Audio problems are the hardest to devices to troubleshoot, so use a process
Audio problems range from extraneous noses (buzz, whine,
pop, etc) to no sound at
For those problems that you have extraneous nose the problem is in the cable,
the connection at the sound out port, or the connection on the speaker.
It could well be a cable has what is called a
cold solder joint
where part of
the cable is not completely soldered to the connection.
Because these cables are very thin there are only a
few strands of wire in them, excessive bending
can break the wires, this could also cause the lack of or external sound.
To find a bad connection gently move the cable back and forth at all
connections, on the speaker and at the computer connection, does the sound stop
If it does try a different cable or head set, has the problem gone away?
If not then it is a receptacle on the end that you are moving has failed. (in
this case you may have to replace the speaker or the sound card)
If the problems have been resolved then the cable has failed.
Lack of sound:
You can find out if your sound is working properly just by starting the
system. With Windows you get the startup tune.
So lets say you haven't deleted the wav file that runs when you start
Windows, but there isn't any sound when Windows starts.
Let's see if we can find the problem. Problems with sound range from a bad or
no driver for the sound device to a bad sound device.
First the hardware and driver, is it installed?
With out even opening
any programs you can tell if it is a hardware/driver problem by looking at the
task bar: do you see the speaker by the clock?
Yes? then it maybe a hardware/driver problem.

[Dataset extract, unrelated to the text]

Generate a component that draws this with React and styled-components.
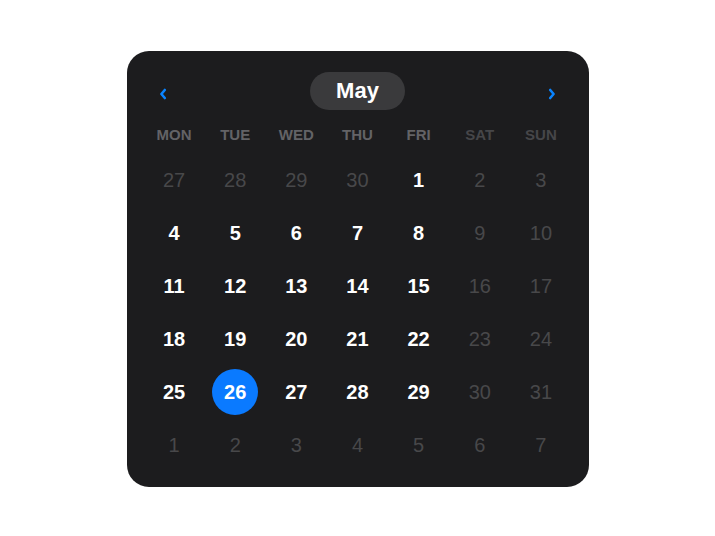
import React from "react";
import styled, { createGlobalStyle } from "styled-components";

const GlobalStyle = createGlobalStyle`
  html, body {
    margin: 0;
    padding: 0;
    background: #ffffff;
    font-family: "Liberation Sans", Arial, sans-serif;
  }
`;

const WEEKDAYS = ["MON", "TUE", "WED", "THU", "FRI", "SAT", "SUN"];

// 6 weeks, May starting on a Friday
const buildDays = () => {
  const days = [];
  [27, 28, 29, 30].forEach((d) => days.push({ d, inMonth: false }));
  for (let d = 1; d <= 31; d++) days.push({ d, inMonth: true });
  for (let d = 1; d <= 7; d++) days.push({ d, inMonth: false });
  return days;
};

const Chevron = ({ dir }) => (
  <svg width="8" height="12" viewBox="0 0 8 12" fill="none">
    <path
      d={dir === "left" ? "M5.8 2 L2.4 6 L5.8 10" : "M2.2 2 L5.6 6 L2.2 10"}
      stroke="#0a84ff"
      strokeWidth="2.6"
      strokeLinecap="round"
      strokeLinejoin="round"
    />
  </svg>
);

const App = () => {
  const days = buildDays();
  const selected = 26;

  return (
    <>
      <GlobalStyle />
      <Page>
        <Card>
          <Header>
            <NavButton aria-label="Previous month">
              <Chevron dir="left" />
            </NavButton>
            <MonthPill>May</MonthPill>
            <NavButton aria-label="Next month">
              <Chevron dir="right" />
            </NavButton>
          </Header>
          <WeekRow>
            {WEEKDAYS.map((w, i) => (
              <WeekLabel key={w} $weekend={i >= 5}>
                {w}
              </WeekLabel>
            ))}
          </WeekRow>
          <DayGrid>
            {days.map((item, i) => {
              const weekend = i % 7 >= 5;
              const active = item.inMonth && !weekend;
              const isSel = item.inMonth && item.d === selected;
              return (
                <DayCell key={i}>
                  <Day $active={active} $selected={isSel}>
                    {item.d}
                  </Day>
                </DayCell>
              );
            })}
          </DayGrid>
        </Card>
      </Page>
    </>
  );
};

export default App;

const Page = styled.div`
  min-height: 100vh;
  box-sizing: border-box;
  padding-top: 2px;
  display: flex;
  align-items: center;
  justify-content: center;
`;

const Card = styled.div`
  width: 462px;
  box-sizing: border-box;
  padding: 21px 17px 19px;
  background: #1c1c1e;
  border-radius: 22px;
  display: flex;
  flex-direction: column;
`;

const Header = styled.div`
  display: flex;
  align-items: center;
  justify-content: space-between;
  height: 38px;
`;

const NavButton = styled.button`
  width: 38px;
  height: 38px;
  padding: 6px 0 0;
  border: none;
  background: transparent;
  display: flex;
  align-items: center;
  justify-content: center;
  cursor: pointer;
`;

const MonthPill = styled.div`
  height: 38px;
  padding: 0 26px;
  border-radius: 19px;
  background: #3a3a3c;
  color: #ffffff;
  font-size: 22px;
  font-weight: 700;
  display: flex;
  align-items: center;
`;

const WeekRow = styled.div`
  display: grid;
  grid-template-columns: repeat(7, 1fr);
  height: 18px;
  margin-top: 15px;
  align-items: center;
`;

const WeekLabel = styled.div`
  text-align: center;
  font-size: 15px;
  font-weight: 700;
  color: ${({ $weekend }) => ($weekend ? "#464649" : "#636366")};
`;

const DayGrid = styled.div`
  display: grid;
  grid-template-columns: repeat(7, 1fr);
  grid-auto-rows: 46px;
  row-gap: 7px;
  margin-top: 14px;
`;

const DayCell = styled.div`
  display: flex;
  align-items: center;
  justify-content: center;
`;

const Day = styled.div`
  width: 46px;
  height: 46px;
  border-radius: 50%;
  display: flex;
  align-items: center;
  justify-content: center;
  font-size: 20px;
  font-weight: ${({ $active }) => ($active ? 700 : 400)};
  color: ${({ $active, $selected }) =>
    $selected || $active ? "#ffffff" : "#48484a"};
  background: ${({ $selected }) => ($selected ? "#0a7aff" : "transparent")};
`;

No? then the hardware or driver is not installed.
Checklist for hardware:
Right click on My Computer, on the menu select Manage, drop down to
Device Manager, click to open it.
Go to Sound, video and game controllers. Expand the menu by clicking on the + sign.
You should see at least four items or more. If you have less than four your
hardware is not installed, look for your hardware name, i.e.: Creative labs, or
SoundMax, or Turtle. After the manufacture name will be the version of the
sound card, i.e.: PCI512, or Integrated Digital Audio, etc.
You have device installed:
Right click on the device name; go to properties, on the General tab two lines
are of interest: In the "Device status:" "This device is working properly"
and In the "Device usage:" "Use this device (enable)"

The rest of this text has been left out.